Cinquièmement, il importe d'avoir une idée nette des repères et des exigences d'une nouvelle méthode de vote, particulièrement en ce qui concerne les attentes, parce qu'il en ressortira un cadre de travail qui permettra de trouver la méthode de vote électronique ou par Internet qui conviendra le mieux au processus électoral canadien.

Sixièmement, il semble important de se doter d'une campagne de promotion et d'information non seulement pour le lancement, mais pour le maintien fructueux d'une méthode de vote par Internet. En plus d'informer les électeurs sur les diverses méthodes de vote, on pourrait inclure de l'information sur l'importance du vote ou sur d'autres questions relatives aux candidats et à leurs programmes électoraux.

Septièmement, des tests pratiques et progressifs semblent essentiels. Par des mises à l'essai progressives, on entend une introduction du vote par Internet dans des élections consécutives, où le nombre d'électeurs visés augmenterait d'une fois à l'autre, ainsi que l'importance perçue de l'élection.

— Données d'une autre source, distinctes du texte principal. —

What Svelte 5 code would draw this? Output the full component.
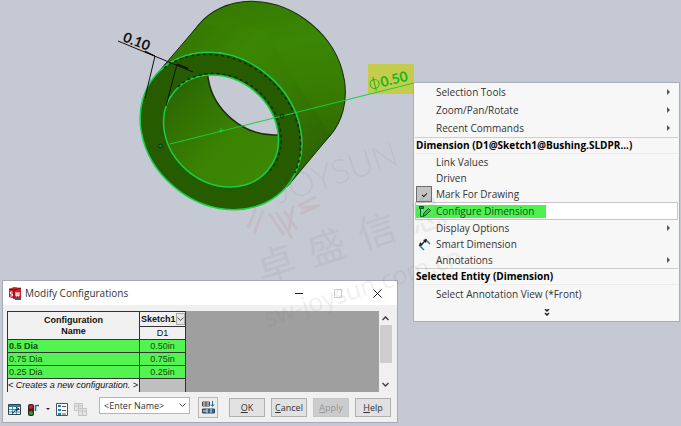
<script lang="ts">
  interface MenuItem {
    label: string;
    submenu?: boolean;
    icon?: 'configure' | 'smart';
    checkable?: boolean;
    active?: boolean;
  }

  const generalItems: MenuItem[] = [
    { label: 'Selection Tools', submenu: true },
    { label: 'Zoom/Pan/Rotate', submenu: true },
    { label: 'Recent Commands', submenu: true }
  ];

  const dimensionItems: MenuItem[] = [
    { label: 'Link Values' },
    { label: 'Driven' },
    { label: 'Mark For Drawing', checkable: true },
    { label: 'Configure Dimension', icon: 'configure', active: true },
    { label: 'Display Options', submenu: true },
    { label: 'Smart Dimension', icon: 'smart' },
    { label: 'Annotations', submenu: true }
  ];

  const configurations = [
    { name: '0.5 Dia', value: '0.50in', current: true },
    { name: '0.75 Dia', value: '0.75in', current: false },
    { name: '0.25 Dia', value: '0.25in', current: false }
  ];

  let markForDrawing = $state(true);
  let viewName = $state('enter');
</script>

{#snippet menuRow(item: MenuItem)}
  {#if item.checkable}
    <label class="menu-item">
      <span class="menu-icon"><input type="checkbox" bind:checked={markForDrawing} /></span>
      <span>{item.label}</span>
    </label>
  {:else}
    <button class="menu-item" class:active={item.active} role="menuitem">
      <span class="menu-target">
        <span class="menu-icon">
          {#if item.icon === 'configure'}
            <svg viewBox="0 0 13 13" width="13" height="13" aria-hidden="true">
              <path d="M1.500 1.500h4v2h-4z" fill="#2b6f8c" stroke="#0d4a3a" />
              <path d="M2.500 4v7.500h2" fill="none" stroke="#0d5a35" />
              <path d="M5 11.500l1-3.500 4.500-4.500 2 2L8 10z" fill="#3fc04f" stroke="#0a4a1c" />
            </svg>
          {:else if item.icon === 'smart'}
            <svg viewBox="0 0 13 13" width="13" height="13" aria-hidden="true">
              <path d="M1 7l5 5M7 1l5 5" stroke="#2b78ad" stroke-width="1.500" />
              <path d="M2.500 7.500l5-5" stroke="#222" stroke-width="1.500" />
              <path d="M1 8l1-4 3 3zM9 1L5 2l3 3z" fill="#222" />
            </svg>
          {/if}
        </span>
        <span>{item.label}</span>
      </span>
      {#if item.submenu}
        <svg class="submenu-arrow" viewBox="0 0 4 6" width="4" height="6" aria-hidden="true">
          <path d="M0 0l3 3-3 3z" fill="#555" />
        </svg>
      {/if}
    </button>
  {/if}
{/snippet}

<main class="viewport">
  <svg class="model" width="420" height="220" viewBox="0 0 420 220" role="img" aria-label="Bushing">
    <defs>
      <linearGradient id="outside" gradientUnits="userSpaceOnUse" x1="190" y1="40" x2="325" y2="145">
        <stop offset="0" stop-color="#357a02" />
        <stop offset="0.300" stop-color="#3b8603" />
        <stop offset="0.600" stop-color="#387d03" />
        <stop offset="1" stop-color="#2e6602" />
      </linearGradient>
      <linearGradient id="bore" gradientUnits="userSpaceOnUse" x1="165" y1="90" x2="260" y2="180">
        <stop offset="0" stop-color="#2b6502" />
        <stop offset="0.600" stop-color="#3a8203" />
        <stop offset="1" stop-color="#3d8704" />
      </linearGradient>
      <clipPath id="front-hole">
        <ellipse cx="221" cy="131" rx="61" ry="52" transform="rotate(40 221 131)" />
      </clipPath>
    </defs>

    <ellipse cx="264.500" cy="80" rx="86" ry="73" transform="rotate(40 264.500 80)" fill="url(#outside)" stroke="#1a2a10" />
    <path d="M155 76L199 24.500L264 30L330 135.500L287 187L221 131z" fill="url(#outside)" />
    <path d="M155 76L199 24.500M330 135.500L287 187" stroke="#1a2a10" />
    <ellipse cx="221" cy="131" rx="86" ry="73" transform="rotate(40 221 131)" fill="#265b00" stroke="#16d04a" stroke-width="1.500" />
    <g clip-path="url(#front-hole)">
      <rect x="150" y="65" width="140" height="130" fill="url(#bore)" />
      <ellipse cx="265" cy="79" rx="61" ry="52" transform="rotate(40 265 79)" fill="#c5c9d4" stroke="#1c2c12" stroke-width="1.500" />
    </g>
    <ellipse cx="221" cy="131" rx="61" ry="52" transform="rotate(40 221 131)" fill="none" stroke="#14cf49" stroke-width="1.500" />
    <path d="M164 68A86 73 40 0 1 295 173" fill="none" stroke="#0c2f0a" stroke-dasharray="3 3" stroke-width="1.500" />
    <path d="M178 87A61 52 40 0 1 267 174" fill="none" stroke="#0c2f0a" stroke-dasharray="3 3" stroke-width="1.500" />

    <!-- wall thickness -->
    <g stroke="#111" fill="#111">
      <path d="M118 41L193 72M155 56L145 98M177 64L166 106" fill="none" />
      <path d="M155 56l-10-5v1zM177 64l11 4v1z" />
    </g>
    <text class="thickness" transform="translate(122 41) rotate(21)">0.10</text>

    <!-- diameter -->
    <rect x="368" y="64" width="46" height="30" fill="#c4cc4d" />
    <path d="M170 144L414 83M221 128v5M219 131l5-1" fill="none" stroke="#17cf3d" />
    <g fill="#0c7d35" stroke="#06340f">
      <circle cx="160.500" cy="146" r="2" />
      <circle cx="282" cy="116" r="2" />
    </g>
    <g transform="translate(371 90) rotate(-14)">
      <circle cx="5" cy="-5" r="4.500" fill="none" stroke="#16b620" />
      <path d="M5 -12V2" stroke="#16b620" />
      <text class="diameter" x="11">0.50</text>
    </g>
  </svg>

  <section class="context-menu" role="menu" aria-label="Dimension menu">
    <div class="group tall">
      {#each generalItems as item}
        {@render menuRow(item)}
      {/each}
    </div>
    <h2>Dimension (D1@Sketch1@Bushing.SLDPR...)</h2>
    <div class="group">
      {#each dimensionItems as item}
        {@render menuRow(item)}
      {/each}
    </div>
    <h2>Selected Entity (Dimension)</h2>
    <div class="group tall">
      {@render menuRow({ label: 'Select Annotation View (*Front)' })}
      <button class="expand" aria-label="Show more">
        <svg viewBox="0 0 6 7" width="6" height="7" aria-hidden="true">
          <path d="M1 0l2 2 2-2M1 4l2 2 2-2" fill="none" stroke="#222" stroke-width="1.500" />
        </svg>
      </button>
    </div>
  </section>

  <section class="dialog" role="dialog" aria-labelledby="dialog-title">
    <header>
      <svg viewBox="0 0 14 14" width="14" height="14" aria-hidden="true">
        <path d="M1 3l5-2 7 1v10l-6 1-6-2z" fill="#c9202b" />
        <path d="M1 3l5 1 7-2M6 4v9" fill="none" stroke="#7d0c14" />
        <path d="M4.500 6H2.500v2h2v2h-2M8 6v4h1V7h1v3h1V6" fill="none" stroke="#fff" />
        <path d="M7 12h6v2H7z" fill="#555" />
      </svg>
      <h1 id="dialog-title">Modify Configurations</h1>
      <div class="window-buttons">
        <button aria-label="Minimize">
          <svg viewBox="0 0 9 9" width="9" height="9"><path d="M0 4.500h8" stroke="#222" /></svg>
        </button>
        <button aria-label="Maximize" disabled>
          <svg viewBox="0 0 9 9" width="9" height="9"><path d="M.5.5h7v8h-7z" fill="none" stroke="#ccc" /></svg>
        </button>
        <button aria-label="Close">
          <svg viewBox="0 0 9 9" width="9" height="9"><path d="M.5.5l8 8M8.500.5l-8 8" stroke="#222" /></svg>
        </button>
      </div>
    </header>

    <div class="grid-area">
      <div class="grid">
        <table>
          <thead>
            <tr>
              <th class="name" rowspan="2">Configuration<br />Name</th>
              <th>
                <div class="sketch">
                  Sketch1
                  <button aria-label="Sketch1 parameters">
                    <svg viewBox="0 0 7 5" width="7" height="5"><path d="M.5.5l3 3 3-3" fill="none" stroke="#555" /></svg>
                  </button>
                </div>
              </th>
            </tr>
            <tr>
              <th class="parameter">D1</th>
            </tr>
          </thead>
          <tbody>
            {#each configurations as config}
              <tr class="filled">
                <td class="name" class:current={config.current}>{config.name}</td>
                <td class="value">{config.value}</td>
              </tr>
            {/each}
            <tr class="create">
              <td class="name">&lt; Creates a new configuration. &gt;</td>
              <td></td>
            </tr>
          </tbody>
        </table>
      </div>
      <div class="scrollbar">
        <svg viewBox="0 0 7 5" width="7" height="5"><path d="M.5 4l3-3 3 3" fill="none" stroke="#444" stroke-width="1.500" /></svg>
        <div class="thumb"></div>
        <svg viewBox="0 0 7 5" width="7" height="5"><path d="M.5 1l3 3 3-3" fill="none" stroke="#444" stroke-width="1.500" /></svg>
      </div>
    </div>

    <footer>
      <div class="tools">
        <button aria-label="Configure table">
          <svg viewBox="0 0 13 13" width="13" height="13">
            <path d="M.5 1.500h12v10H.5z" fill="#eef6fa" stroke="#345" />
            <path d="M1 2h11v2H1z" fill="#2783ad" />
            <path d="M1 6.500h11M1 9h11M4.500 4v7M8.500 4v7" stroke="#3f94ba" />
            <path d="M4 10c3 0 2-4 6-4M8 4l3 2-3 2" fill="none" stroke="#223" />
          </svg>
        </button>
        <button aria-label="Rebuild state">
          <svg viewBox="0 0 13 13" width="13" height="13">
            <rect x="1" y="1" width="6" height="12" rx="2" fill="#3a2420" />
            <circle cx="4" cy="4" r="2" fill="#d32020" />
            <circle cx="4" cy="10" r="2" fill="#20a03a" />
            <path d="M8.500 2v6M9 2.500h3" stroke="#276d91" stroke-width="1.500" />
          </svg>
        </button>
        <button class="caret" aria-label="Rebuild options">
          <svg viewBox="0 0 4 3" width="4" height="3"><path d="M0 0h4L2 2z" fill="#222" /></svg>
        </button>
        <button aria-label="Parameters">
          <svg viewBox="0 0 12 13" width="12" height="13">
            <path d="M.5.5h11v12H.5z" fill="#f6fafc" stroke="#456" />
            <path d="M2 2h3v2H2zM2 6h3v2H2zM2 10h3v2H2z" fill="#1f7fae" />
            <path d="M6 3.500h4M6 7.500h4M6 11h4" stroke="#555" />
          </svg>
        </button>
        <button aria-label="Copy table" disabled>
          <svg viewBox="0 0 13 13" width="13" height="13" fill="#e4e4e4" stroke="#c4c4c4">
            <path d="M.5.5h8v7h-8zM.5 3h8M4.500 1v6" />
            <path d="M4.500 5.500h8v7h-8zM4.500 8h8M8.500 6v6" />
          </svg>
        </button>
      </div>
      <div class="view-select">
        <select bind:value={viewName} aria-label="Table view name">
          <option value="enter">&lt;Enter Name&gt;</option>
        </select>
        <svg viewBox="0 0 7 5" width="7" height="5" aria-hidden="true"><path d="M.5.5l3 3 3-3" fill="none" stroke="#555" /></svg>
      </div>
      <button class="save-view" aria-label="Save table view">
        <svg viewBox="0 0 13 13" width="13" height="13">
          <path d="M.5 1h7v4h-7zM.5 3h7M4 1v4" fill="#fff" stroke="#444" />
          <path d="M10.500 0v5M9 3.500l1.500 2 1.500-2" fill="none" stroke="#1d6f9d" />
          <path d="M.5 8h12v4H.5z" fill="#1d6f9d" stroke="#444" />
          <path d="M1 10h4M5 8v4M9 8v4" stroke="#dfeaf0" />
        </svg>
      </button>
      <div class="actions">
        <button><u>O</u>K</button>
        <button><u>C</u>ancel</button>
        <button disabled><u>A</u>pply</button>
        <button><u>H</u>elp</button>
      </div>
    </footer>
  </section>

  <svg class="watermark" width="500" height="340" viewBox="0 0 500 340" aria-hidden="true">
    <g transform="rotate(-18)">
      <text class="brand" x="202" y="280">JOYSUN</text>
      <text class="hanzi" x="162" y="350">卓</text>
      <text class="hanzi" x="215" y="350">盛</text>
      <text class="hanzi" x="268" y="350">信</text>
      <text class="hanzi" x="321" y="350">息</text>
      <text class="site" x="153" y="394">sw-joysun.com.cn</text>
    </g>
    <path
      class="stripes"
      d="M256 208l-8 20M263 210l-9 24M269 213l15 22M276 212l16 26M284 211l13 18M293 206l-4 24M301 208l16 -2M300 214l20 -9M298 206l18 -9"
    />
  </svg>
</main>

<style>
  :global(body) {
    margin: 0;
    background: #c5c9d4;
  }

  .viewport {
    position: relative;
    min-height: 100vh;
    overflow: hidden;
    background: #c5c9d4;
    font-family: 'Open Sans', 'Noto Sans', sans-serif;
    font-size: 10px;
    color: #333;
  }

  button,
  select {
    margin: 0;
    padding: 0;
    border: none;
    background: none;
    font: inherit;
    color: inherit;
  }

  svg {
    display: block;
    flex: none;
  }

  .thickness {
    font: 700 14px Lato, sans-serif;
    fill: #111;
  }

  .diameter {
    font: 700 14px Lato, sans-serif;
    fill: #16b620;
  }

  .context-menu {
    position: absolute;
    top: 82px;
    left: 413px;
    width: 267px;
    box-sizing: border-box;
    padding: 0 1px;
    border: 1px solid #a9adb5;
    background: #f7f7f7;
  }

  .context-menu h2 {
    margin: 0;
    padding-left: 1px;
    border-top: 1px solid #cfcfcf;
    border-bottom: 1px solid #ececec;
    font-size: 10px;
    line-height: 15px;
    color: #000;
    white-space: nowrap;
  }

  .menu-item {
    display: flex;
    align-items: center;
    justify-content: flex-start;
    width: 100%;
    height: 16px;
    box-sizing: border-box;
    padding-left: 1px;
    text-align: left;
    white-space: nowrap;
  }

  .tall .menu-item,
  .expand {
    height: 18px;
  }

  .menu-target {
    display: flex;
    align-items: center;
  }

  .menu-icon {
    display: flex;
    justify-content: center;
    width: 16px;
    margin-right: 4px;
  }

  .menu-item.active {
    height: 18px;
    padding-left: 0;
    border: 1px solid #c6c6c6;
    background: #fff;
  }

  .active .menu-target {
    height: 13px;
    padding-right: 12px;
    background: #4df24f;
    color: #174d1c;
  }

  .submenu-arrow {
    margin-left: auto;
    margin-right: 7px;
  }

  .menu-icon input {
    display: grid;
    place-items: center;
    appearance: none;
    width: 16px;
    height: 16px;
    margin: 0;
    border: 1px solid #6d6d70;
    background: #c3c3c6;
  }

  .menu-icon input:checked::before {
    content: '';
    width: 2px;
    height: 4px;
    border: solid #222;
    border-width: 0 1px 1px 0;
    transform: rotate(45deg);
  }

  .expand {
    display: flex;
    align-items: center;
    justify-content: center;
    width: 100%;
  }

  .dialog {
    position: absolute;
    top: 280px;
    left: 2px;
    width: 396px;
    box-sizing: border-box;
    border: 1px solid #a5a9b1;
    background: #f0f0f0;
  }

  .dialog header {
    display: flex;
    align-items: center;
    gap: 3px;
    height: 24px;
    padding: 0 15px 0 5px;
    background: #fff;
  }

  h1 {
    margin: 0;
    font-size: 10px;
    font-weight: 400;
  }

  .window-buttons {
    display: flex;
    gap: 30px;
    margin-left: auto;
  }

  .grid-area {
    display: flex;
    padding: 6px 5px 0 4px;
  }

  .grid {
    flex: 1;
    background: #9f9f9f;
    font-family: 'Liberation Sans', Arial, sans-serif;
    font-size: 9px;
    color: #111;
  }

  table {
    border-collapse: collapse;
    table-layout: fixed;
    width: 179px;
  }

  th,
  td {
    height: 13px;
    box-sizing: border-box;
    padding: 0 1px;
    border: 1px solid #333;
    line-height: 11px;
    white-space: nowrap;
  }

  th {
    background: #f0f0f0;
  }

  th.name {
    width: 132px;
  }

  .sketch {
    display: flex;
    align-items: center;
    justify-content: space-between;
    height: 14px;
  }

  .sketch button {
    display: grid;
    place-items: center;
    width: 10px;
    height: 12px;
    border: 1px solid #aaa;
    background: #e4e4e4;
  }

  .parameter {
    font-weight: 400;
  }

  .filled td {
    background: #53f452;
    color: #0c4a10;
  }

  .filled .current {
    font-weight: 700;
  }

  .value {
    text-align: center;
  }

  .create td {
    border-bottom: none;
    background: #bfbfbf;
  }

  .create .name {
    padding: 0;
    background: #f0f0f0;
    font-style: italic;
  }

  .scrollbar {
    display: flex;
    flex-direction: column;
    align-items: center;
    justify-content: space-between;
    width: 13px;
    padding: 5px 0;
    box-sizing: border-box;
  }

  .thumb {
    width: 12px;
    height: 38px;
    margin-bottom: 14px;
    background: #cdcdcd;
  }

  footer {
    display: flex;
    align-items: center;
    padding: 5px 6px 4px 5px;
    font-size: 9px;
  }

  .tools {
    display: flex;
    align-items: center;
    gap: 6px;
    margin: 4px 12px 0 0;
  }

  .view-select {
    display: flex;
    align-items: center;
    align-self: flex-start;
    width: 91px;
    height: 17px;
    box-sizing: border-box;
    padding-right: 3px;
    border: 1px solid #b4b4b4;
    background: #fff;
  }

  .view-select select {
    flex: 1;
    min-width: 0;
    padding-left: 4px;
    appearance: none;
  }

  .save-view {
    display: grid;
    place-items: center;
    width: 20px;
    height: 21px;
    margin-left: 8px;
    border: 1px solid #b9b9b9;
    background: #ececec;
  }

  .actions {
    display: flex;
    gap: 6px;
    margin-left: auto;
  }

  .actions button {
    width: 36px;
    height: 19px;
    border: 1px solid #b0b0b0;
    background: #e1e1e1;
  }

  .actions button:disabled {
    border-color: #c6c6c6;
    background: #cccccc;
    color: #969696;
  }

  .watermark {
    position: absolute;
    top: 0;
    left: 0;
    fill: #777;
    opacity: 0.1;
    pointer-events: none;
  }

  .brand {
    font: 300 34px Lato, sans-serif;
  }

  .hanzi {
    font: 38px 'Noto Sans CJK SC', sans-serif;
  }

  .site {
    font: 25px 'Open Sans', sans-serif;
  }

  .stripes {
    fill: none;
    stroke: #c0504d;
    stroke-width: 3;
  }
</style>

Enfin, on recommande une évaluation appropriée des projets pilotes pour savoir si la méthode employée répond aux objectifs et si toutes les parties prenantes sont satisfaites du changement et de ses répercussions. Il faudra donc sonder les partis politiques, les candidats, les autorités électorales et les électeurs.

Haut de la page


47 Les données canadiennes de 2007 se fondent sur celles de 2008, car aucune donnée n'était disponible pour 2007. Les données de 2008 proviennent du Sondage des électeurs à la suite de la 40e élection générale.
48 En fait, le coût était de 13 $ par électeur admissible, mais les trois dollars supplémentaires servaient à rembourser les frais de campagne électorale engagés par les partis politiques (Smith, 26 août 2009).
49 L'estimation se base sur le vote à distance par Internet et par téléphone, et non sur les postes de vote électronique et les bornes.
50 On entend par cette expression ce à quoi ressemble un bulletin de vote, c.-à-d. l'ordre de présentation des candidats, etc.